叶殇殁笑着展开手中的外套,阻隔了司机的视线,然后凑上前,一口叼住月下寒的舌。
下了车的时候,月下寒仍旧是满脸通红的样子,叶殇殁笑意未减,随着月下寒她看到了修鞋匠的旁边多了一个小摊位,地方不大,是得了许可专门给人配钥匙和专业开锁的小摊。
叶殇殁轻轻叹了口气,想来,这也是很不错的职业。
牵了月下寒的手,叶殇殁走上前,和那修鞋匠打招呼,修鞋匠好像变得有些不一样了,许是有什么开心的事,脸上的皱纹都减少了。

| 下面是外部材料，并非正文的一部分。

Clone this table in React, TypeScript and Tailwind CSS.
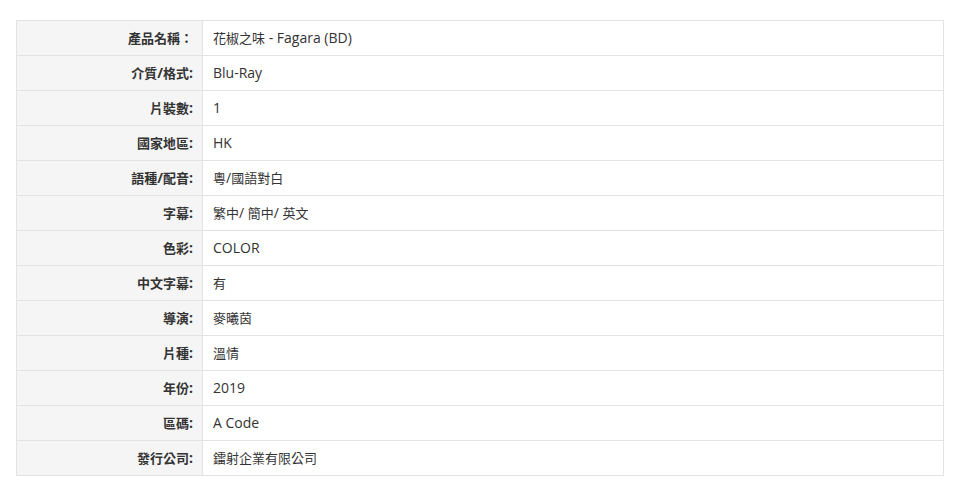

经过了几日,她的小摊也开了张,月下寒会经常偷跑出来做客,叶殇殁也知道了修鞋匠变得年轻的秘密,在街对面的角落里,时常会有一个穿的很整齐的年轻人偷偷的看着这里,看着修鞋匠,叶殇殁了然,看那八分相似的眉眼,想来,就是这修鞋匠的儿子吧。
叶殇殁看了看手表,中午了呢,抬起头,街对面的苹果脸捧着一堆盒饭跑了过来。
收拾了自己的摊位,叶殇殁伸了个懒腰,有时候,致福,只在一瞬之间。